12. Old Bottles, New Tricks
I first saw the milk jug Stormtrooper a few years ago, and was blown away by it. But although it's possibly the most creative use of a few empty jugs or bottles, it's not the only use. For instance, you can create a an R2D2 drinks dispenser, or make some booming speakers for your iPhone (of course, feel free to jazz them up a bit).
13. Sharpies Rule
Sharpies come in all different colors and thicknesses, and are permanent. Now, that doesn't mean you can expect to draw something on a mug and expect it to last forever, but if it's something collectible, you're in luck. You can decorate masks, bowls, shoes, even cars! And you don't need a ton of artistic skill. I recently saw someone wearing a pair of white converse shoes that he had doodled all over. And here's another awesome example. They look really cool.
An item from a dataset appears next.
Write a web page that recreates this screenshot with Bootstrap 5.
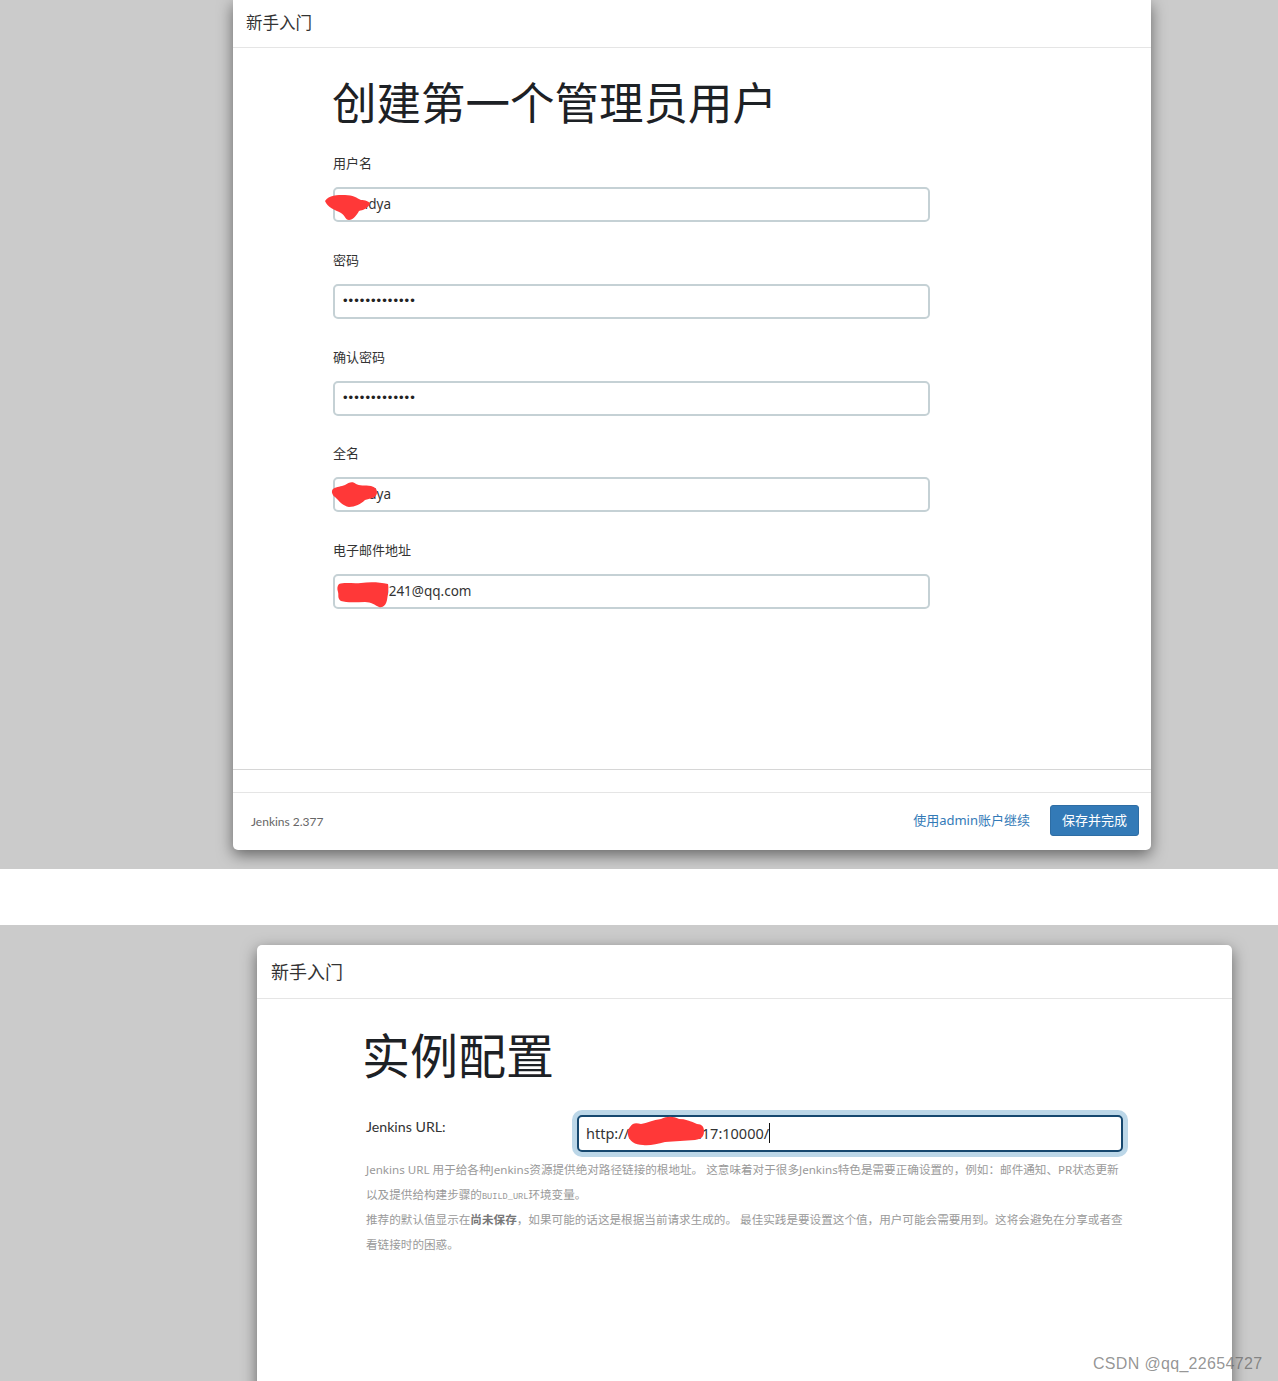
<!DOCTYPE html>
<html lang="zh-CN">

<head>
  <meta charset="UTF-8" />
  <title>新手入门</title>
  <meta name="viewport" content="width=device-width, initial-scale=1" />
  <link href="https://cdn.jsdelivr.net/npm/bootstrap@5.3.0/dist/css/bootstrap.min.css" rel="stylesheet" />
  <style>
    body {
      background-color: #fff;
      color: #212529;
      font-family: "Noto Sans", "Noto Sans CJK SC", sans-serif;
      overflow: hidden;
    }

    .shot {
      background-color: #cbcbcb;
      overflow: hidden;
    }

    .shot-one {
      height: 869px;
      padding-left: 233px;
      margin-bottom: 56px;
    }

    .shot-two {
      height: 456px;
      padding: 20px 0 0 257px;
    }

    .setup-dialog {
      background-color: #fff;
      border-radius: 5px;
      box-shadow: 0 5px 15px rgba(0, 0, 0, .5);
    }

    .shot-one .setup-dialog {
      width: 918px;
      height: 850px;
      border-radius: 0 0 5px 5px;
    }

    .shot-two .setup-dialog {
      width: 975px;
      height: 600px;
    }

    .dialog-head {
      height: 48px;
      padding: 12px 13px 0;
      border-bottom: 1px solid #e5e5e5;
      font-size: 16.5px;
      line-height: 22px;
      color: #333;
    }

    .shot-two .dialog-head {
      height: 54px;
      padding: 15px 14px 0;
      font-size: 18px;
      line-height: 24px;
    }

    .form-one {
      width: 597px;
      margin-left: 100px;
      height: 721px;
      padding-top: 27px;
    }

    .big-title {
      font-size: 44.5px;
      font-weight: 400;
      line-height: 56px;
      margin-bottom: 23px;
      margin-left: -1px;
      color: #1d2125;
    }

    .shot-two .big-title {
      font-size: 48px;
      line-height: 56px;
      margin-bottom: 31px;
      margin-left: -4px;
    }

    .field-label {
      display: block;
      font-size: 13px;
      line-height: 18px;
      margin-bottom: 15px;
      color: #333;
    }

    .field-row {
      margin-bottom: 28.75px;
    }

    .field-box {
      position: relative;
    }

    .field-input {
      height: 35px;
      padding: 0 8px 2px;
      border: 2px solid #c5d1d5;
      border-radius: 5px;
      font-size: 13.5px;
      color: #333;
      background-color: #fff;
    }

    .field-input[type=password] {
      font-family: "Liberation Sans", sans-serif;
      font-size: 13px;
      letter-spacing: 1.05px;
      color: #222;
    }

    .scribble {
      position: absolute;
      overflow: visible;
      left: 0;
      top: 0;
      pointer-events: none;
    }

    .line-one {
      height: 23px;
      border-top: 1px solid #d6d6d6;
    }

    .dialog-foot {
      height: 58px;
      border-top: 1px solid #e5e5e5;
      padding: 12px 12px 0 18px;
    }

    .version-text {
      font-family: Lato, "Noto Sans CJK SC", sans-serif;
      font-size: 12px;
      color: #666;
      padding-top: 8px;
    }

    .skip-link {
      color: #337ab7;
      font-size: 13px;
      text-decoration: none;
      line-height: 31px;
      margin-right: 20px;
    }

    .save-btn {
      width: 89px;
      height: 31px;
      padding: 0;
      font-size: 13px;
      background-color: #337ab7;
      border-color: #2e6da4;
      border-radius: 3px;
    }

    .form-two {
      margin-left: 109px;
      width: 756px;
      padding-top: 29px;
    }

    .url-row {
      margin-bottom: 4.5px;
    }

    .url-label {
      width: 211px;
      padding-top: 2px;
      font-family: Lato, "Noto Sans CJK SC", sans-serif;
      font-size: 14.2px;
      line-height: 20px;
      color: #333;
    }

    .url-input {
      width: 546px;
      height: 37px;
      margin-right: -1px;
      padding: 5.5px 7px;
      border: 2px solid #16486f;
      border-radius: 5px;
      box-shadow: 0 0 0 5px #bcd7e8;
      font-size: 14.5px;
      line-height: 20px;
      color: #333;
      background-color: #fff;
    }

    .url-caret {
      border-right: 1px solid #111;
    }

    .help-text {
      font-size: 11.6px;
      line-height: 25px;
      color: #9a9a9a;
      margin: 0;
      white-space: nowrap;
    }

    .help-text code {
      font-family: "Liberation Mono", monospace;
      font-size: 8.6px;
      line-height: 0;
      color: inherit;
    }

    .help-text b {
      color: #777;
    }

    .mark-text {
      position: absolute;
      left: 1093px;
      top: 1353px;
      font-family: "Liberation Sans", sans-serif;
      font-size: 16px;
      line-height: 22px;
      letter-spacing: .32px;
      color: rgba(90, 90, 90, .65);
    }
  </style>
</head>

<body>
  <div class="shot shot-one">
    <div class="setup-dialog">
      <div class="dialog-head">新手入门</div>
      <div class="form-one">
        <h1 class="big-title">创建第一个管理员用户</h1>
        <div class="field-row">
          <label class="field-label">用户名</label>
          <div class="field-box">
            <input class="form-control field-input" type="text" value="mmdya" />
            <svg class="scribble" width="10" height="10">
              <path fill="#ff3838" d="M-8 14C-4 8 4 8 12 8C20 8 24 11 28 13C32 13 36 14 37 17C34 22 30 23 26 24C24 28 20 33 16 33C12 33 12 28 8 26C2 23 -6 20 -8 14Z" />
            </svg>
          </div>
        </div>
        <div class="field-row">
          <label class="field-label">密码</label>
          <input class="form-control field-input" type="password" value="1234567890123" />
        </div>
        <div class="field-row">
          <label class="field-label">确认密码</label>
          <input class="form-control field-input" type="password" value="1234567890123" />
        </div>
        <div class="field-row">
          <label class="field-label">全名</label>
          <div class="field-box">
            <input class="form-control field-input" type="text" value="mmdya" />
            <svg class="scribble" width="10" height="10">
              <path fill="#ff3838" d="M0 12C4 9 8 10 12 8C16 5 20 4 23 7C26 9 32 8 38 9C42 10 44 12 44 15C44 20 40 21 32 23C28 27 22 30 16 30C10 29 6 24 2 20C-1 18 -2 14 0 12Z" />
            </svg>
          </div>
        </div>
        <div class="field-row">
          <label class="field-label">电子邮件地址</label>
          <div class="field-box">
            <input class="form-control field-input" type="text" value="xxxooo241@qq.com" />
            <svg class="scribble" width="10" height="10">
              <path fill="#ff3838" d="M6 10C12 8 20 10 28 9C36 8 46 8 55 10C56 14 55 20 54 26C53 31 50 34 46 33C42 31 38 28 32 28C24 28 14 29 8 27C4 24 6 21 5 18C4 15 4 12 6 10Z" />
            </svg>
          </div>
        </div>
      </div>
      <div class="line-one"></div>
      <div class="dialog-foot d-flex justify-content-between">
        <div class="version-text">Jenkins 2.377</div>
        <div class="d-flex align-items-start">
          <a class="skip-link" href="#">使用admin账户继续</a>
          <button class="btn btn-primary save-btn" type="button">保存并完成</button>
        </div>
      </div>
    </div>
  </div>

  <div class="shot shot-two">
    <div class="setup-dialog">
      <div class="dialog-head">新手入门</div>
      <div class="form-two">
        <h1 class="big-title">实例配置</h1>
        <div class="d-flex url-row">
          <div class="url-label">Jenkins URL:</div>
          <div class="field-box">
            <div class="url-input"><span class="url-caret">http://xxxxxxxxxi17:10000/</span></div>
            <svg class="scribble" width="10" height="10">
              <path fill="#ff3838" d="M53 12C56 7 60 8 64 9C70 8 76 5 84 4C90 1 96 1 102 4C108 4 114 6 120 9C125 9 127 12 127 16C127 22 124 24 118 25C108 26 98 26 88 27C80 29 72 31 66 30C58 30 52 26 51 20C50 17 51 14 53 12Z" />
            </svg>
          </div>
        </div>
        <p class="help-text">Jenkins URL 用于给各种Jenkins资源提供绝对路径链接的根地址。 这意味着对于很多Jenkins特色是需要正确设置的，例如：邮件通知、PR状态更新<br />以及提供给构建步骤的<code>BUILD_URL</code>环境变量。<br />推荐的默认值显示在<b>尚未保存</b>，如果可能的话这是根据当前请求生成的。 最佳实践是要设置这个值，用户可能会需要用到。这将会避免在分享或者查<br />看链接时的困惑。</p>
      </div>
    </div>
  </div>

  <div class="mark-text">CSDN @qq_22654727</div>

  <script src="https://cdn.jsdelivr.net/npm/bootstrap@5.3.0/dist/js/bootstrap.bundle.min.js"></script>
</body>

</html>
14. Re-Use Old Floppy Discs
Back in the day, those 3.5-inch floppy discs held all of our vital information. These days, they couldn't hold a simple photograph. They stored just 1.44 Mb of information! However, although practically useless as storage devices, they can be used to create plant pots, wall art, or hold USB cables. They also make great coasters. And they're cheap and chic.
15. Old Books for New Tech
Almost everyone has a tablet, smartphone, or laptop these days. The protective cases for them can be expensive, costing up to $100 or more. But you can make someone a case from an old book, and it will cost a fraction of the price. You can also customize it to be a book that ties to something they really love. You can see the instructions here, and old books can be purchased at thrift stores for just a few dollars.
What's on your geek's wishlist? Will you be DIYing it this year?